Miscounting Observations
Double-check the total number of observations across all groups. Forgetting to include observations from one group or double-counting can lead to errors.
Ignoring Assumptions
Violating the assumptions of normality, homoscedasticity, and independence can invalidate your degrees of freedom calculation and the entire statistical analysis.
Misinterpreting Degrees of Freedom
Avoid confusing degrees of freedom with sample size or the number of parameters estimated.
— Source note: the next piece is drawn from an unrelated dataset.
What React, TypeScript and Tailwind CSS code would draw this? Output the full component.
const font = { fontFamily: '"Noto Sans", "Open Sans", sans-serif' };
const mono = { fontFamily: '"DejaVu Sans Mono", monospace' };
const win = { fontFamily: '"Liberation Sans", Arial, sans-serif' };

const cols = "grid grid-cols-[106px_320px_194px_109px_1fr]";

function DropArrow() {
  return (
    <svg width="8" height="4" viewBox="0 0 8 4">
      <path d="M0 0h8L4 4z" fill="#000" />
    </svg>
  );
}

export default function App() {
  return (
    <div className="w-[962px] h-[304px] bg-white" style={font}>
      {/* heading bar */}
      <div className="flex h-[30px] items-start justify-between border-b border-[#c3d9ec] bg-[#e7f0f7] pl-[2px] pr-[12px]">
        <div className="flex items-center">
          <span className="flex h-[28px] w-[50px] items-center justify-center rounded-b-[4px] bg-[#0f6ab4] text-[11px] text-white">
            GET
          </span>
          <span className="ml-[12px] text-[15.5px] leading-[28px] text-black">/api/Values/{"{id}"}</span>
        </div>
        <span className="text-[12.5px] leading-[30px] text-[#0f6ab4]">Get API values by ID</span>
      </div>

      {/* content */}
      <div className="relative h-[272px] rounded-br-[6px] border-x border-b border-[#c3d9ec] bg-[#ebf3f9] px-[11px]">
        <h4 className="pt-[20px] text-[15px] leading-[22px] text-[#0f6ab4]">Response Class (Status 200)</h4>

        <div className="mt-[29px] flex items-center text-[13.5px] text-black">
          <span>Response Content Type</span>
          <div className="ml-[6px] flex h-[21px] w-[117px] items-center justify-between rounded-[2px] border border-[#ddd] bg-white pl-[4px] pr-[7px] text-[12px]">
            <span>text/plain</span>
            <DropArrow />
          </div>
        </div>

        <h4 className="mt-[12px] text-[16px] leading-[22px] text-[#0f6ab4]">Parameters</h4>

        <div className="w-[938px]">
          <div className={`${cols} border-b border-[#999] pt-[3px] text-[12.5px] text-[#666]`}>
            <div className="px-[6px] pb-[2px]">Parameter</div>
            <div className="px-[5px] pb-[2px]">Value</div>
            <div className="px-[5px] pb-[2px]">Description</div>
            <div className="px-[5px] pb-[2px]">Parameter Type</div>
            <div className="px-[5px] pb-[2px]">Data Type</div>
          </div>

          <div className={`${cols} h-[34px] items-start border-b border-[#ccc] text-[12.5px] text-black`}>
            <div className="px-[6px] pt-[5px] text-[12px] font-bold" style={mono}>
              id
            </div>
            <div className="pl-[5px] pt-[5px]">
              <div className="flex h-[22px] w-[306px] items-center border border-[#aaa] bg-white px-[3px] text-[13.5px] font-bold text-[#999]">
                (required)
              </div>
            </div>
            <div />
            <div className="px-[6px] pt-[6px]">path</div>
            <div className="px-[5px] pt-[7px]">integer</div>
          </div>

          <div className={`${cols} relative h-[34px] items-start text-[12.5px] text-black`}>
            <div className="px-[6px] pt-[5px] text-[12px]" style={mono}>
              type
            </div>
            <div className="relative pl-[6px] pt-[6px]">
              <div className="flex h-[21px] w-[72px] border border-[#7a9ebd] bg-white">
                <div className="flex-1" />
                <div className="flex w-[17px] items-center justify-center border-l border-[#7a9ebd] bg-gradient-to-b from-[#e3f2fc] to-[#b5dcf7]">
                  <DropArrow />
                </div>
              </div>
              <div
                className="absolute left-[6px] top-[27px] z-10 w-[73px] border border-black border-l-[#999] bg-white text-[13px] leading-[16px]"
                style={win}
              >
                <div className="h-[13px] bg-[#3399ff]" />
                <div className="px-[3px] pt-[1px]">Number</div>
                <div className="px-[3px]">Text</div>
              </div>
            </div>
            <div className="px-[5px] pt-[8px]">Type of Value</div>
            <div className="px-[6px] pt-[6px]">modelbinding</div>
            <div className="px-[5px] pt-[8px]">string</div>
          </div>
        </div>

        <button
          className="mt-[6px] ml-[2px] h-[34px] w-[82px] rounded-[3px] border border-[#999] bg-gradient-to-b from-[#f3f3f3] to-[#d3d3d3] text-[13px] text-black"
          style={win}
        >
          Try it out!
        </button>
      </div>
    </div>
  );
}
Degrees of freedom represent the number of independent values that can vary in a calculation.
Frequently Asked Questions
What is the difference between degrees of freedom for one population and multiple populations?
For a single population, degrees of freedom are typically calculated as the sample size minus one (n - 1). For multiple populations, degrees of freedom are divided into between-groups and within-groups components, as seen in ANOVA.
How do I know if my data meets the assumptions for calculating degrees of freedom?
Check for normality using tests like the Shapiro-Wilk test, verify homoscedasticity with Levene's test, and ensure independence of observations. Violations of these assumptions may require alternative statistical methods.
Can degrees of freedom be negative?
No, degrees of freedom cannot be negative. If your calculation results in a negative value, it indicates an error in counting groups or observations.
How do I use degrees of freedom in ANOVA?
Degrees of freedom in ANOVA are used to calculate the F-statistic, which compares the variability between groups to the variability within groups. The F-statistic is then compared to critical values from the F-distribution to determine statistical significance.